Problem: Lapsed buyers ignored generic newsletters. Approach: Build a lapsed audience (no purchase in 120 days, category affinity score >0.6). Pair with a “price-drop + replen replacement” recommendation policy, excluding out-of-stock and slow shipping items. Activate via email and paid retargeting using clean-room matched audiences. Result: +14% incremental conversions versus business-as-usual, with a 1.3x improvement in margin due to accessory emphasis.

Grocery: replenishment cadence activation

Problem: Poor repeat rates on consumables. Approach: Train hazard models for reorder timing; define a “due-to-replenish” audience per SKU-family. Trigger push notifications with a replenishment carousel and place a home page module titled “Ready to restock?” Result: +19% uplift in reorder completion within the predicted window; reduced out-of-stock recommendations via constraint engine.

Audience playbooks: ready-to-run segments and policies

Use these pre-baked audience and policy pairings to accelerate activation:

  • First-time visitors: Contextual popularity + diversity policy; avoid personalization without consent. Channel: on-site only.
  • New sign-ups: Cold-start hybrid using content embeddings seeded by first-browse category; welcome email featuring top-5 in category, excluding high-return SKUs.
  • Cart abandoners (high value): Cross-sell accessories and substitutes that lower price sensitivity; email/push within 1–3 hours; consider small incentive if price-sensitive.
  • Lapsed loyalists: Affinity-based picks with limited-time benefits; on-site recognition plus paid retargeting via clean-room audience activation.
  • Deal hunters: Price-drop and clearance ranking with explicit savings badges; throttle exposure to protect margin.
  • High-margin seekers: Recommend bestsellers within high-margin categories; emphasize bundles that increase AOV.
  • Post-purchase cross-sell: Complementary items with high attach rate and low return probability; sequence in confirmation page and 3-day follow-up email.
  • Replenishers: Time-based triggers with quantity recommendations; offer subscription options when appropriate.

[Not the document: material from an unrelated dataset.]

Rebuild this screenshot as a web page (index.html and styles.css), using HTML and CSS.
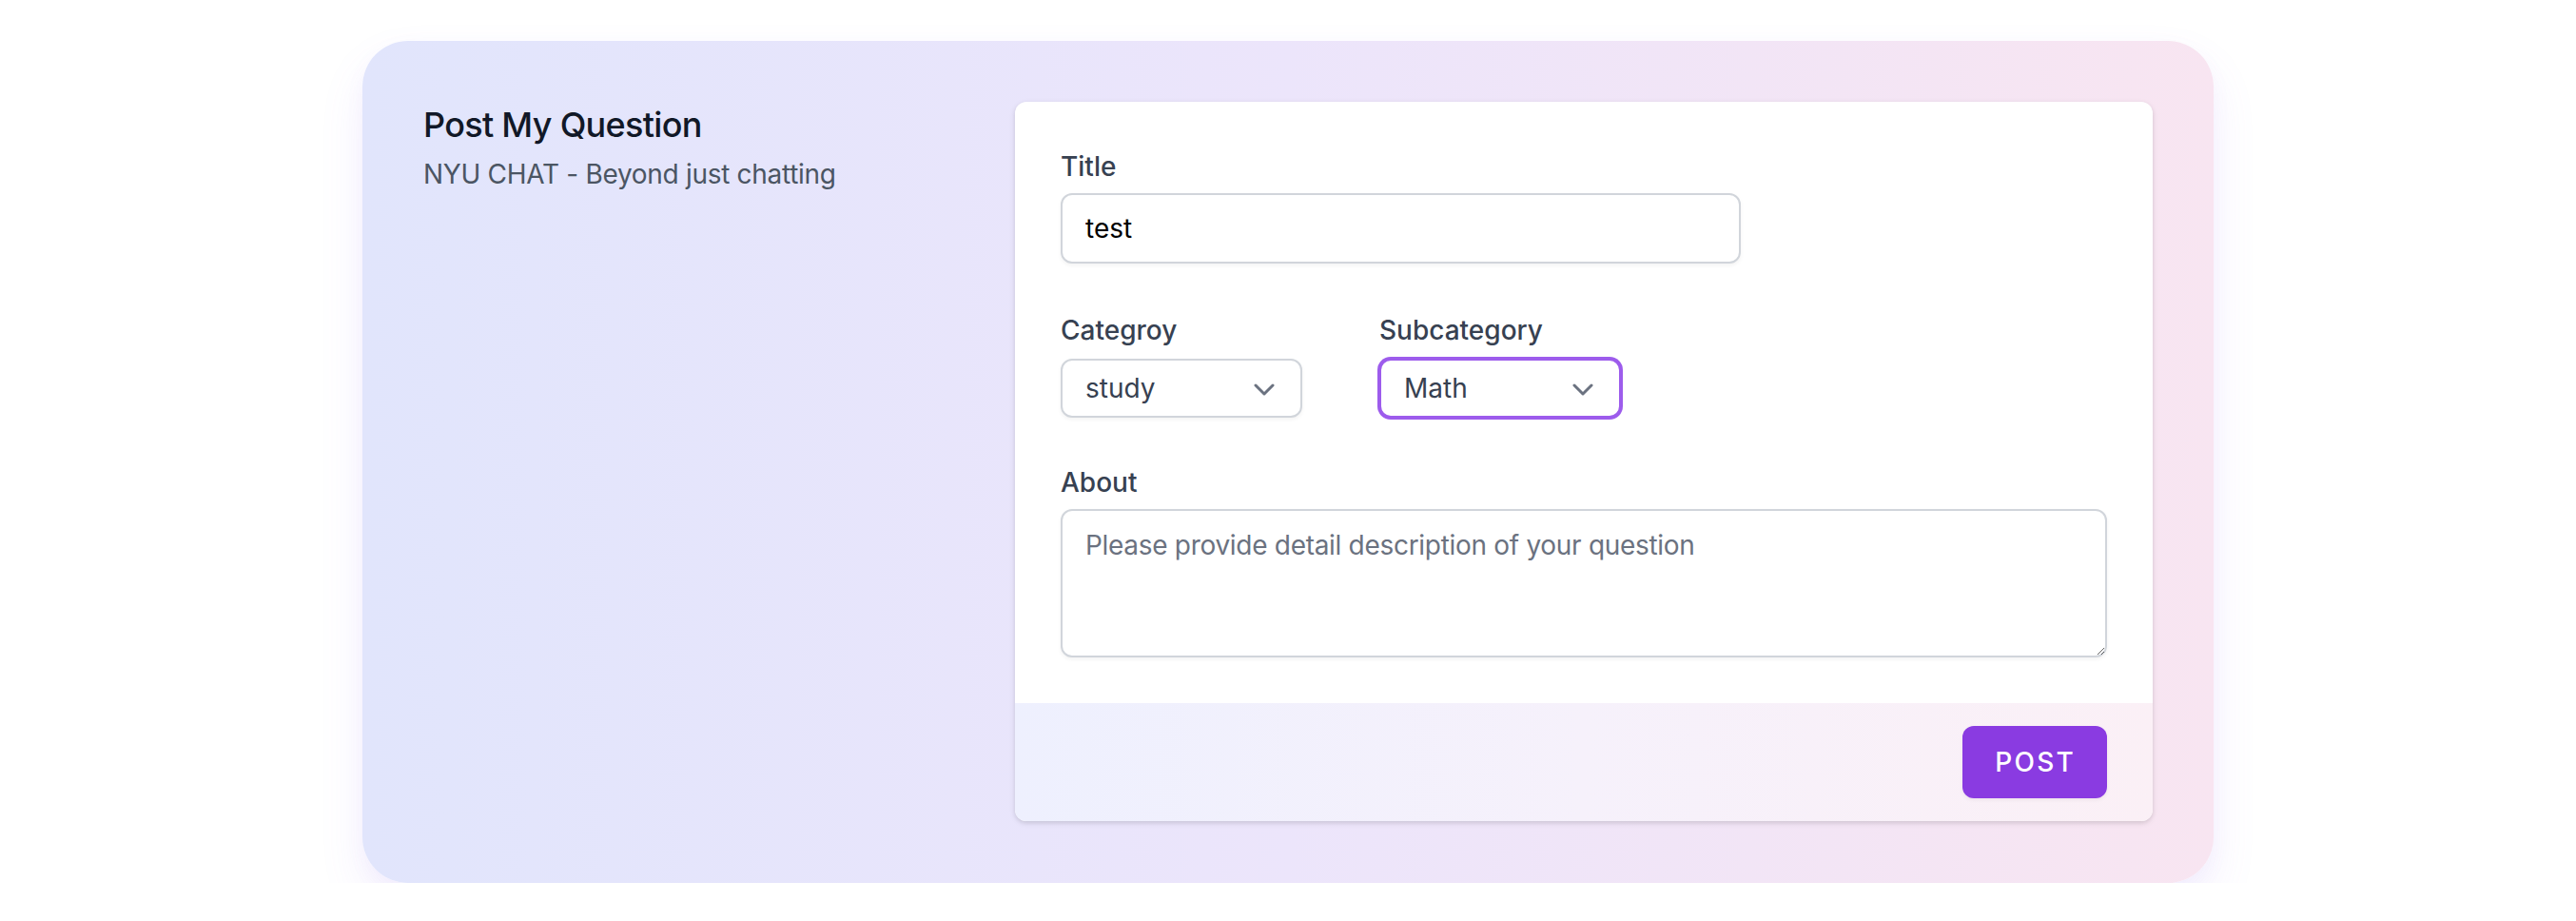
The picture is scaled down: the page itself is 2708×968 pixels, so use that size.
FILE: index.html
```html
<!DOCTYPE html>
<html lang="en">
<head>
<meta charset="utf-8">
<title>Post My Question</title>
<link rel="stylesheet" href="styles.css">
</head>
<body>
<div class="panel">
  <div class="intro">
    <h3 class="intro-title">Post My Question</h3>
    <p class="intro-sub">NYU CHAT - Beyond just chatting</p>
  </div>
  <form class="card">
    <div class="card-body">
      <div class="field">
        <label class="label">Title</label>
        <input class="text-input" type="text" value="test">
      </div>
      <div class="select-row">
        <div class="field">
          <label class="label label-select">Categroy</label>
          <div class="select">
            <span class="select-value">study</span>
            <svg class="chevron" width="22" height="13" viewBox="0 0 22 13"><polyline points="2,2 11,11 20,2" fill="none" stroke="#6b7280" stroke-width="3" stroke-linecap="round" stroke-linejoin="round"/></svg>
          </div>
        </div>
        <div class="field">
          <label class="label label-select">Subcategory</label>
          <div class="select select-focus">
            <span class="select-value">Math</span>
            <svg class="chevron" width="22" height="13" viewBox="0 0 22 13"><polyline points="2,2 11,11 20,2" fill="none" stroke="#6b7280" stroke-width="3" stroke-linecap="round" stroke-linejoin="round"/></svg>
          </div>
        </div>
      </div>
      <div class="field">
        <label class="label">About</label>
        <textarea class="textarea" rows="3" placeholder="Please provide detail description of your question"></textarea>
      </div>
    </div>
    <div class="card-footer">
      <button class="post-btn" type="button">POST</button>
    </div>
  </form>
</div>
</body>
</html>
```
FILE: styles.css
```css
* { box-sizing: border-box; }
html, body { margin: 0; padding: 0; background: #ffffff; }
body { font-family: Inter, "Noto Sans", "Liberation Sans", sans-serif; }

.panel {
  width: 1946px;
  margin: 43px auto 0;
  padding: 64px 64px 65px;
  border-radius: 48px;
  background: linear-gradient(90deg, #e1e5fc 0%, #ece5fb 50%, #f8e5f1 100%);
  box-shadow: 0 24px 48px rgba(150, 110, 245, 0.10), 0 8px 20px rgba(150, 110, 245, 0.05);
  display: grid;
  grid-template-columns: 574px 1196px;
  column-gap: 48px;
  align-items: start;
}

.intro-title {
  margin: 0;
  font-size: 36px;
  line-height: 48px;
  font-weight: 500;
  letter-spacing: -0.7px;
  color: #111827;
}
.intro-sub {
  margin: 8px 0 0;
  font-size: 28px;
  line-height: 40px;
  letter-spacing: -0.3px;
  color: #4b5563;
}

.card {
  margin: 0;
  background: #ffffff;
  border-radius: 12px;
  overflow: hidden;
  box-shadow: 0 2px 6px rgba(0, 0, 0, 0.10), 0 2px 4px rgba(0, 0, 0, 0.06);
}
.card-body {
  padding: 48px;
  display: flex;
  flex-direction: column;
  gap: 48px;
}
.field { display: flex; flex-direction: column; align-items: flex-start; }
.label {
  display: block;
  font-size: 28px;
  line-height: 40px;
  font-weight: 500;
  color: #374151;
  margin-bottom: 8px;
}
.label-select { margin-bottom: 10px; }
.text-input {
  width: 715px;
  height: 74px;
  padding: 16px 24px;
  border: 2px solid #d1d5db;
  border-radius: 12px;
  font-family: inherit;
  font-size: 28px;
  line-height: 40px;
  color: #000000;
  background: #ffffff;
  box-shadow: 0 2px 4px rgba(0, 0, 0, 0.05);
  outline: none;
}

.select-row {
  margin-top: 2px;
  display: grid;
  grid-template-columns: 287px 287px;
  column-gap: 48px;
}
.select {
  width: 254px;
  height: 62px;
  padding: 0 27px 0 24px;
  border: 2px solid #d1d5db;
  border-radius: 12px;
  background: #ffffff;
  box-shadow: 0 2px 4px rgba(0, 0, 0, 0.05);
  display: flex;
  align-items: center;
  justify-content: space-between;
}
.select-focus {
  border-color: #9d5cec;
  box-shadow: 0 0 0 2px #9d5cec;
}
.select-value {
  font-size: 28px;
  line-height: 40px;
  color: #374151;
}
.chevron { display: block; margin-top: 2px; }

.textarea {
  display: block;
  width: 100%;
  height: 156px;
  padding: 16px 24px;
  border: 2px solid #d1d5db;
  border-radius: 12px;
  font-family: inherit;
  font-size: 28px;
  line-height: 40px;
  letter-spacing: -0.3px;
  color: #111827;
  background: #ffffff;
  box-shadow: 0 2px 4px rgba(0, 0, 0, 0.05);
  resize: vertical;
  outline: none;
}
.textarea::placeholder { color: #6b7280; opacity: 1; }

.card-footer {
  padding: 24px 48px;
  text-align: right;
  background: linear-gradient(90deg, #eef0fe 0%, #f6f1fb 50%, #fbf0f6 100%);
}
.post-btn {
  display: inline-block;
  height: 76px;
  padding: 16px 31px 16px 32px;
  border: 2px solid transparent;
  border-radius: 12px;
  background: #8a3be1;
  color: #ffffff;
  font-family: inherit;
  font-size: 28px;
  line-height: 40px;
  font-weight: 500;
  letter-spacing: 0.08em;
  box-shadow: 0 2px 4px rgba(0, 0, 0, 0.05);
  cursor: pointer;
}
```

Step-by-step implementation checklist

Data and identity (Weeks 1–3)

  • Define global customer ID with deterministic keys; establish confidence scoring for identity joins.
  • Implement canonical event schema; validate product ID consistency across web, app, and back office.
  • Catalog enrichment: build or import product attributes and compute content embeddings.
  • Consent logging: tag each profile with purpose-level consent; create enforcement hooks in pipelines.

Models and features (Weeks 2–6)

  • Set up a feature store with batch and streaming pipelines; backfill 12 months of data for training.
  • Train baseline “who” models: RFM segments, category propensities, churn risk, price sensitivity.
  • Build “what” candidates: content-based similarity, co-purchase/co-view candidates, replenishment heuristics.
  • Develop a placement-aware reranker with objectives for CTR, conversion, and margin.

Decisioning and policies (Weeks 4–8)

  • Create an audience registry with versioning, thresholds, and cool-downs.
  • Author a treatment catalog mapping audience x placement to policies; include creative metadata.
  • Implement constraint engine for inventory, margin, diversity, and brand rules.
  • Set up contextual bandits to explore policy variants within safety bounds.

Activation and channels (Weeks 6–10)

  • Integrate on-site recommendation SDKs/APIs; ensure P99 latency targets are met.
  • Build dynamic product feeds for email and push; pass experiment IDs for attribution.
  • Connect privacy-safe audiences to paid media via hashed IDs or clean rooms; validate match rates.
  • Implement failure fallbacks: default lists, cache, timeout policies.